- **WHAT TO PRODUCE**
Take every line where the string "React" appears and copy it.

--- Start ---

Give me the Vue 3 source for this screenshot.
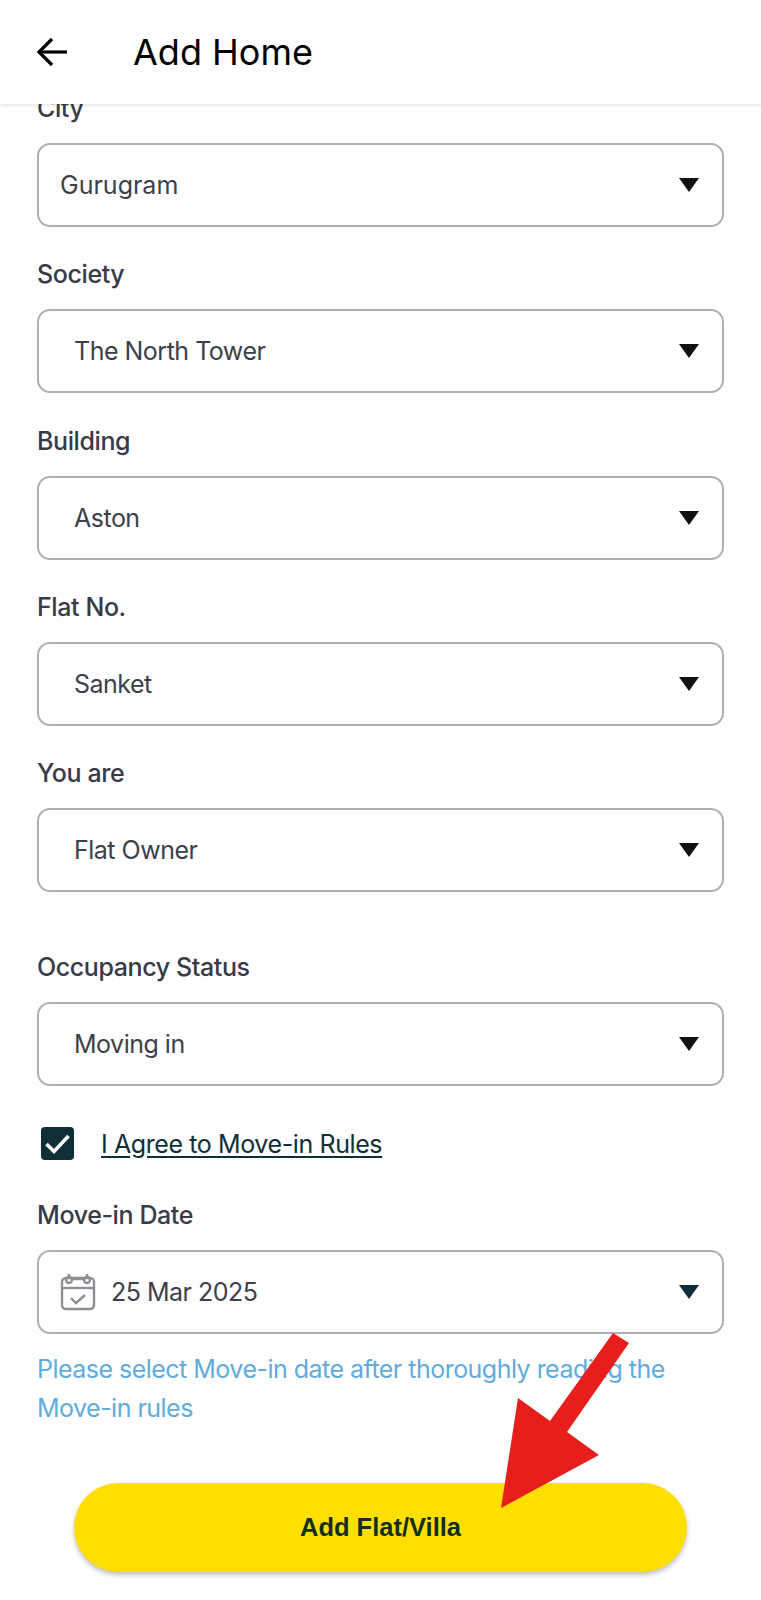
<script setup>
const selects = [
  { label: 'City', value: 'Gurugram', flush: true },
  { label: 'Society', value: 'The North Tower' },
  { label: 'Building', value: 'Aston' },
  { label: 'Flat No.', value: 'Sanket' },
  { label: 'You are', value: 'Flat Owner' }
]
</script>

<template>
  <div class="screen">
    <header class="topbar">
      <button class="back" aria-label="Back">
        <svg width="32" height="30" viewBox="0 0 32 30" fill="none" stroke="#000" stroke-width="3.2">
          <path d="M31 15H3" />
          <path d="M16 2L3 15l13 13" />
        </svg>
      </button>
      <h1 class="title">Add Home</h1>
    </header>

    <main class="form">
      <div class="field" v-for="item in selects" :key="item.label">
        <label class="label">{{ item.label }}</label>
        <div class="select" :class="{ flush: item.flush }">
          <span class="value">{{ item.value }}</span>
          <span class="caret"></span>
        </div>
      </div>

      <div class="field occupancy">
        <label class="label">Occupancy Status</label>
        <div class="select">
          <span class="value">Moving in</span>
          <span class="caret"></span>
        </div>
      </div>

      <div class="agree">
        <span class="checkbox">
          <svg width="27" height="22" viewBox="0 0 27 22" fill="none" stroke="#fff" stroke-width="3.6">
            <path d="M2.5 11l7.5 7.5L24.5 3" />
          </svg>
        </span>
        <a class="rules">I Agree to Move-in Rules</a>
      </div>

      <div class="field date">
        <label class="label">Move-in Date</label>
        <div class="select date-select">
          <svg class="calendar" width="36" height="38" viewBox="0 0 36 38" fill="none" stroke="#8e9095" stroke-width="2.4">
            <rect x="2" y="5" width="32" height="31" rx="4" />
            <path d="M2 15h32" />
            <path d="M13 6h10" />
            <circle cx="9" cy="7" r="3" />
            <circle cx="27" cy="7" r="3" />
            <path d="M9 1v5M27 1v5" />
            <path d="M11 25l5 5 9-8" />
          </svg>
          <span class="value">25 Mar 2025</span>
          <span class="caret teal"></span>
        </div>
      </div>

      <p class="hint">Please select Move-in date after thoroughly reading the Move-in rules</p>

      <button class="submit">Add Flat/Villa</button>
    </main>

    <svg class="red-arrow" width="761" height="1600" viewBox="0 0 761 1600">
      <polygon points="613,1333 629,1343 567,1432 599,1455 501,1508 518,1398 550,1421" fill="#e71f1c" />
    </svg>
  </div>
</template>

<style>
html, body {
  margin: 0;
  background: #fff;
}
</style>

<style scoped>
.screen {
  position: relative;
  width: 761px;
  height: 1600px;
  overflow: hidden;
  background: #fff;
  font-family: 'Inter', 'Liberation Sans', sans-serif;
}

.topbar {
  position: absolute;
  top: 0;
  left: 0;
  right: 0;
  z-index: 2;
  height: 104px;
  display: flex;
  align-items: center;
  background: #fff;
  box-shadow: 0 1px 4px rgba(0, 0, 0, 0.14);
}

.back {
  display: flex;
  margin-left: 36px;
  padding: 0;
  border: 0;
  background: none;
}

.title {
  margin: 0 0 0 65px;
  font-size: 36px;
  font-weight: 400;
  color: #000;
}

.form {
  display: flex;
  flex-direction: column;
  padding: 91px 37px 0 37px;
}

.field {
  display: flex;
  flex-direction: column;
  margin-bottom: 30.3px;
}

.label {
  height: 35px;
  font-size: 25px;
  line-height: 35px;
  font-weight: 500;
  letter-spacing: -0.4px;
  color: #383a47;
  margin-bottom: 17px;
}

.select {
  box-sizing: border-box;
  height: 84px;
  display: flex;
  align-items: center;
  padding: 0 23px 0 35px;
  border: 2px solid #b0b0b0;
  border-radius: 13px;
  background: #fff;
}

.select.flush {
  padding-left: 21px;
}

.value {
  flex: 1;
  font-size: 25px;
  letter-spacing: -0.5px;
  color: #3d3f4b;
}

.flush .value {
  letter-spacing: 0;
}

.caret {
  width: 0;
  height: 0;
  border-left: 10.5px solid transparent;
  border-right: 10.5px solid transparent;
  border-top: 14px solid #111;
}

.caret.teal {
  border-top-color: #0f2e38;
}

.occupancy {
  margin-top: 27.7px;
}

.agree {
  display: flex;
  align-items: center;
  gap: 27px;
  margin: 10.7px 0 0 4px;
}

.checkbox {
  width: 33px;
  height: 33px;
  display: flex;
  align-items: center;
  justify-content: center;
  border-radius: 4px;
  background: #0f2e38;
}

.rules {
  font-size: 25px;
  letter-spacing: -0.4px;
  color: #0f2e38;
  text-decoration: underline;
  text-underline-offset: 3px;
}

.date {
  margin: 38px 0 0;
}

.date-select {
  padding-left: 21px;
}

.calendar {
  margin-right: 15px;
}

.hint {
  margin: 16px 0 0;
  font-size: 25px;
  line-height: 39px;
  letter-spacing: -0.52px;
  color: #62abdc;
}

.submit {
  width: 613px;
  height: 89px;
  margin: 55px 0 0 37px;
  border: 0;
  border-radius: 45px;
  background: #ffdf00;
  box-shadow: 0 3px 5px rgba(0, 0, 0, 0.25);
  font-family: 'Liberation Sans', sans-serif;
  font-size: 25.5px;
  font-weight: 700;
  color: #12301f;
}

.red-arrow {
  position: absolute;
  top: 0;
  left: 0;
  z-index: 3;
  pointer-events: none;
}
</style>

--- End ---
--- Start ---

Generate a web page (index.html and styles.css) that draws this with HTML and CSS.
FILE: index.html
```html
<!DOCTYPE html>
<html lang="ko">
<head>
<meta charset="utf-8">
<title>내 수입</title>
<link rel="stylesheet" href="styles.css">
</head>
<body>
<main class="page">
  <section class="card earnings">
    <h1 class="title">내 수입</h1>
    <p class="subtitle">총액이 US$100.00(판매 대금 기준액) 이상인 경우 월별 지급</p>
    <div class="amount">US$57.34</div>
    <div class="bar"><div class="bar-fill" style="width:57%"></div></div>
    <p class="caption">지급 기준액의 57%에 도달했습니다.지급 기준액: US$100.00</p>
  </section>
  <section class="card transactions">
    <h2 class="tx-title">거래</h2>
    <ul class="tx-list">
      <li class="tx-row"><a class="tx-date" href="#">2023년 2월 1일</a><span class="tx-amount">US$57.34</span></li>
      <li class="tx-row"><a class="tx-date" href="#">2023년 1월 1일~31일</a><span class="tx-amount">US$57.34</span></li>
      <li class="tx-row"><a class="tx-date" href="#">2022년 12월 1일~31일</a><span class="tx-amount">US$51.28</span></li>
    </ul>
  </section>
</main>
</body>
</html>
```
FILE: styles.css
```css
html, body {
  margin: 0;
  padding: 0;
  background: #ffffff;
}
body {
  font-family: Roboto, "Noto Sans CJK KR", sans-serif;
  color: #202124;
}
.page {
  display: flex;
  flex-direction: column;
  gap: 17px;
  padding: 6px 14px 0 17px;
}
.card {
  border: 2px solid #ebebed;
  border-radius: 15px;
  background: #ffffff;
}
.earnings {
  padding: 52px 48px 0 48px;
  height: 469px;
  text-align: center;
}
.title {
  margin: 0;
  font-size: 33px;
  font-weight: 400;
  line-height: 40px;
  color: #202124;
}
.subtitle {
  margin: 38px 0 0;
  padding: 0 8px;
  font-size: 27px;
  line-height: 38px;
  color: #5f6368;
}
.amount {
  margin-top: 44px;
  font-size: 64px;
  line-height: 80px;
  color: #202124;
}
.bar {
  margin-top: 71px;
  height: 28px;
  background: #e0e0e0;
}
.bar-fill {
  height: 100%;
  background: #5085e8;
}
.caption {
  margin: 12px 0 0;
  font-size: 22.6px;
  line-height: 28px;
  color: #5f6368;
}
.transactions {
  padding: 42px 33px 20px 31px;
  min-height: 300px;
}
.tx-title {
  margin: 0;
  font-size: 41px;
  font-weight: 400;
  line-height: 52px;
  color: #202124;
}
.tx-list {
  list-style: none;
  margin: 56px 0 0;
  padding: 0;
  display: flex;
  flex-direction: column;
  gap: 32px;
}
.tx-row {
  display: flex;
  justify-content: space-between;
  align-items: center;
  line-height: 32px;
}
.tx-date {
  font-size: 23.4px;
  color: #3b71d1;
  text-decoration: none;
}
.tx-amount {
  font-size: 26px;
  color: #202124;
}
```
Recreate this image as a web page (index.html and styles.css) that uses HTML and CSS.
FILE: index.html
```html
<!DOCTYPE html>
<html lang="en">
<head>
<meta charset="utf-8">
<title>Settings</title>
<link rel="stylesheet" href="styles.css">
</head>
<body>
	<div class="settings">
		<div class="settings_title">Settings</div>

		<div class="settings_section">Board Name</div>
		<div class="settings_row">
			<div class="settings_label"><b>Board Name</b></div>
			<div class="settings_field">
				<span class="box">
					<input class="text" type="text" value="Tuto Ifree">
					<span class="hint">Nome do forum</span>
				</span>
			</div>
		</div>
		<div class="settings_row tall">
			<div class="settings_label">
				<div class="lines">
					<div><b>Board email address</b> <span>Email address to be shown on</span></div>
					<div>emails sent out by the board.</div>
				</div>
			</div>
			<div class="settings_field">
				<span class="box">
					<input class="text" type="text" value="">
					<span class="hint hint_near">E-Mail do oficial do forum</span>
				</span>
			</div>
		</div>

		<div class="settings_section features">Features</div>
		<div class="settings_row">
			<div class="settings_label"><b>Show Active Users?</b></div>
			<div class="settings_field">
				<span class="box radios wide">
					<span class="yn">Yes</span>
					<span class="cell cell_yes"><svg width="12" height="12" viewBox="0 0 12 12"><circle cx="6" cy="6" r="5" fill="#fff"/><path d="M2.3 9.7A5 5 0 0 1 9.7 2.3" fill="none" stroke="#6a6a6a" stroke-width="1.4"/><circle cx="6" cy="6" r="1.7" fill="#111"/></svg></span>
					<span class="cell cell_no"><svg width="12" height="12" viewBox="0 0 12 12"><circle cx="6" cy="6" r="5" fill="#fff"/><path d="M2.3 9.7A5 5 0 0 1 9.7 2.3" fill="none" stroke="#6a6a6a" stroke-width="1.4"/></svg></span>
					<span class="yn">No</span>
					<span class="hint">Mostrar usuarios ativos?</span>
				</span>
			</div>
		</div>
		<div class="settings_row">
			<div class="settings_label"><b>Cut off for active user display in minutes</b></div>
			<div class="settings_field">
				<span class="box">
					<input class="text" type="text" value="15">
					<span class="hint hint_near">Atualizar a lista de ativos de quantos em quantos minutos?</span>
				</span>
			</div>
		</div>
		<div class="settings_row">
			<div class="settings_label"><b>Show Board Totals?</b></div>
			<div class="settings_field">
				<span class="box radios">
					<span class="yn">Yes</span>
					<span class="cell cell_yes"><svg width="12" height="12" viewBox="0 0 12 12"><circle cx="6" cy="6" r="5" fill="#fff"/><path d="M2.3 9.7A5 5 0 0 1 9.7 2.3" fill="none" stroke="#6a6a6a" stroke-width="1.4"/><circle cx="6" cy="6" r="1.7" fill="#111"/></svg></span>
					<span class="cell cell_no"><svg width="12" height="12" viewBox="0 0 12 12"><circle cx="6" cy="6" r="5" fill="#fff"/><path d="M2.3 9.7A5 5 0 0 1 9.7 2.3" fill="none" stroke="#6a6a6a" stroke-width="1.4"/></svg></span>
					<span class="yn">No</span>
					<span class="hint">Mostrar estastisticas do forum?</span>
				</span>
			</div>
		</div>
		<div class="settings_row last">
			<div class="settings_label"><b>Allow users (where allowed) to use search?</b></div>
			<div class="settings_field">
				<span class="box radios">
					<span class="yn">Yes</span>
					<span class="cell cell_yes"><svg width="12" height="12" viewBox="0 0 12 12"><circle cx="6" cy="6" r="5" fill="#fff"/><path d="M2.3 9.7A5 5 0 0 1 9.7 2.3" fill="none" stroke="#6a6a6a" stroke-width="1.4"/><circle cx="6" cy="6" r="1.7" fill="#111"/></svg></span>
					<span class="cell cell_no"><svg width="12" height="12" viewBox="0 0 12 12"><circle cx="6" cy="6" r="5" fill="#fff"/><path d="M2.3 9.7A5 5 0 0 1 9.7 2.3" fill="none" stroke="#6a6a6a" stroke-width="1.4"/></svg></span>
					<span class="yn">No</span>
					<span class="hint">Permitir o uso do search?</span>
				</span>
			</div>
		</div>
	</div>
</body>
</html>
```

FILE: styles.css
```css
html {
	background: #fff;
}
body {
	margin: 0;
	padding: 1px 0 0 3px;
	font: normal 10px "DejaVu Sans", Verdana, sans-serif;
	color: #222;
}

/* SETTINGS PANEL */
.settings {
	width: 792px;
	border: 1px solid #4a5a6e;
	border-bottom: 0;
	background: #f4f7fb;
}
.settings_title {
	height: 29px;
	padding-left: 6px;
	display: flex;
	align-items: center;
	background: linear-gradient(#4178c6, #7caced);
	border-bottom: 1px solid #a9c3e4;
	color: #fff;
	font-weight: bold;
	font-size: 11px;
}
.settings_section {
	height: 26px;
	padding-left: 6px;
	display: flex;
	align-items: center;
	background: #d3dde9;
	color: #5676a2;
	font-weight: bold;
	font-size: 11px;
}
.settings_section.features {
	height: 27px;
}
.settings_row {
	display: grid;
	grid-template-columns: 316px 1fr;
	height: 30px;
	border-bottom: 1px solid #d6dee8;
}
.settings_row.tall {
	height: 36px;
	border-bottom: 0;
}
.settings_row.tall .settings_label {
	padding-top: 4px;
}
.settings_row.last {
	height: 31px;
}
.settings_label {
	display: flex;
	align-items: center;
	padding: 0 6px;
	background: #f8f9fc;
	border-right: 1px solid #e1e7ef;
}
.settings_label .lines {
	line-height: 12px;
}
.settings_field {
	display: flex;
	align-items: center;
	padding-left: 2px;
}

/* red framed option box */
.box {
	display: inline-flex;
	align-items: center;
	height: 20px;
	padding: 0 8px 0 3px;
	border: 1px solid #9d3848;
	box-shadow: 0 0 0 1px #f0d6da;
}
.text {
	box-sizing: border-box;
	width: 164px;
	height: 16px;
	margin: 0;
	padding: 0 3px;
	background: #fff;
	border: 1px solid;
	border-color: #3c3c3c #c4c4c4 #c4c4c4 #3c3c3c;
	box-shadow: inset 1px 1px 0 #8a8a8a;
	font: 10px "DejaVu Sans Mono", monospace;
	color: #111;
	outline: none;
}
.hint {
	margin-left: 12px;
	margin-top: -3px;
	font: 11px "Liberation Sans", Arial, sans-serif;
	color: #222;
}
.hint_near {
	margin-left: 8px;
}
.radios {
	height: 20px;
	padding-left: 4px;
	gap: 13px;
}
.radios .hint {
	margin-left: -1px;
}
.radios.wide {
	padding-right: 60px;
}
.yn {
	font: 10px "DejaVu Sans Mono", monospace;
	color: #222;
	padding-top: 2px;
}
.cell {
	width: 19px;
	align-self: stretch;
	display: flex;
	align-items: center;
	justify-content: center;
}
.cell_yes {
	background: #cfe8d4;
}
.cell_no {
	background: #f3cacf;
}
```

--- End ---
--- Start ---

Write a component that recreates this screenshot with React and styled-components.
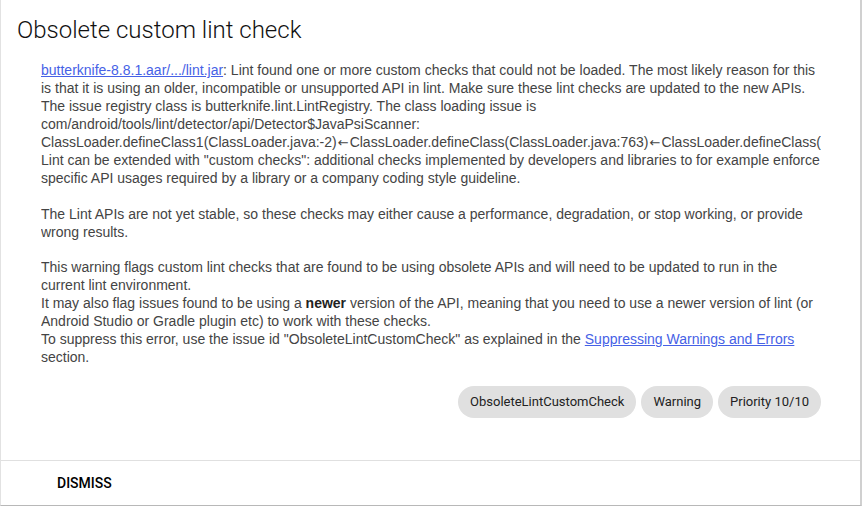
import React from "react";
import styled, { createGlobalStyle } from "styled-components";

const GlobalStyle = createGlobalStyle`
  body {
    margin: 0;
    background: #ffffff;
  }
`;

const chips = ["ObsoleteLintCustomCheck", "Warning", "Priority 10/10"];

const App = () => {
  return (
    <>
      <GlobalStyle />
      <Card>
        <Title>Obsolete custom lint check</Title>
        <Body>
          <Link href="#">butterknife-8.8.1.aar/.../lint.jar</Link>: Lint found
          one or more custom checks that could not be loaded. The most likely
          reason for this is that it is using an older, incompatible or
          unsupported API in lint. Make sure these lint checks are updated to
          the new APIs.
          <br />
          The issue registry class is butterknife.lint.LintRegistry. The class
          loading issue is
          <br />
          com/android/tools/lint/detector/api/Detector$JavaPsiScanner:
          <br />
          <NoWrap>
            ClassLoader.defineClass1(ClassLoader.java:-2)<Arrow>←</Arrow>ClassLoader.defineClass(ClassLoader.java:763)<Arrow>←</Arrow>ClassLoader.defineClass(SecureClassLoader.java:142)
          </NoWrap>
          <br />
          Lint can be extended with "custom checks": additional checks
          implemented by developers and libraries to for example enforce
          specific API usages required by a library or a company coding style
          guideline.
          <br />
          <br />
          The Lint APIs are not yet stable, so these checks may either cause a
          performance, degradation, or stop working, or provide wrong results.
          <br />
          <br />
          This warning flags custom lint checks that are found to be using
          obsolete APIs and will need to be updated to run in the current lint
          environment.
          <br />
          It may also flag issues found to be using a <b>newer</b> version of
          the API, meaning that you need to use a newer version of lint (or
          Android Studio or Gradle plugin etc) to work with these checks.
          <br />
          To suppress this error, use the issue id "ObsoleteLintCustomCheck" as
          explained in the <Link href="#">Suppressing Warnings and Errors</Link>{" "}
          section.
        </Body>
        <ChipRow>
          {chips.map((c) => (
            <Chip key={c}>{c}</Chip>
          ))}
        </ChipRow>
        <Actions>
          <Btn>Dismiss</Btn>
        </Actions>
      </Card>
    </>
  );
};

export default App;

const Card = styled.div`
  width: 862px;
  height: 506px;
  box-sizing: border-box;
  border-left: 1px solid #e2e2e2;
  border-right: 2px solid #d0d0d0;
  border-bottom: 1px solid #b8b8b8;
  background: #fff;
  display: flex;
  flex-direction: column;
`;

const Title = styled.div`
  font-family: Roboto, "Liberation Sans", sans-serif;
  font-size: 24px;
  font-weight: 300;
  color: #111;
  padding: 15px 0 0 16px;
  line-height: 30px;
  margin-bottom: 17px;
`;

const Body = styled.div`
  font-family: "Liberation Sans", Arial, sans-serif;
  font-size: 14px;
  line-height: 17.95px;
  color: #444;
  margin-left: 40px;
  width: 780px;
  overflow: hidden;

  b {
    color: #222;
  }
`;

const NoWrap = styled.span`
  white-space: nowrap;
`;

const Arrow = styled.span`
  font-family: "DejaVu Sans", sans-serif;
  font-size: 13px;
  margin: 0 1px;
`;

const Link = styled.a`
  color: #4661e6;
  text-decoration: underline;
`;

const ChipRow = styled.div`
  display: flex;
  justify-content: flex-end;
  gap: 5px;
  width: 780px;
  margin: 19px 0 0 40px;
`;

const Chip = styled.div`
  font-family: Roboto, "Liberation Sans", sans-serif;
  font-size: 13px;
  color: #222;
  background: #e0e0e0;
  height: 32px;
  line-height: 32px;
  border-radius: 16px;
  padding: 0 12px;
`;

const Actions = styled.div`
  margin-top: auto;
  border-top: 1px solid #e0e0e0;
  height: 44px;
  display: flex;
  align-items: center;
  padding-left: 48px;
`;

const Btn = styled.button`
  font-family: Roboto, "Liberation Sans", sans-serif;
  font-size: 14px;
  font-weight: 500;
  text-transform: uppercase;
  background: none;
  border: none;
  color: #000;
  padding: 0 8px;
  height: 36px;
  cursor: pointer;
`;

--- End ---

- **EXERCISE RESULT**
Write a component that recreates this screenshot with React and styled-components.
import React from "react";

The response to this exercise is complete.